If an employee is given reasonable notice of the changes there will be no damages for constructive dismissal in the same way that providing reasonable notice in advance is a full defence to a claim for wrongful dismissal. If the employee is not content with the changes they should take a pro-active stance and use the period of notice to seek alternative employment. An employee who accepts the changes to his or her employment without any adverse comment and who continues in the employment relationship for a significant period of time after the changes have been implemented, may be taken to have waived any right to claim constructive dismissal on the basis of acquiescence to the new arrangements.

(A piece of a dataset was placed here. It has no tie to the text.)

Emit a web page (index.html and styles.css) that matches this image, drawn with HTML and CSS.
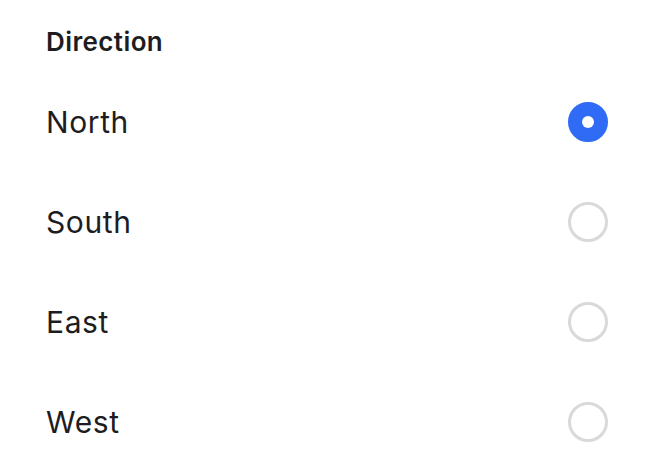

PENSION ENTITLEMENT ON CONTINUED EMPLOYMENT
The municipal employee receives an OMERS pension. In the context of an impending amalgamation the employee can be certain that the OMERS pension will move from the existing municipal entity to the new municipal entity without interruption.
A potential municipal amalgamation can causes great uncertainty and frustration for existing employees. When confronted with an employer amalgamation or restructuring it is most important to be informed of the various rights and entitlements arising by virtue of the employment relationship. Only then can one evaluate the options and safeguard interests.
Appropriate legal advice should be sought. Open discourse with the employer may lead to a mutual review of available options including outplacement counseling. Knowing the law, available options and following a plan are the best ways to prevent unnecessary consequences and preserve relations.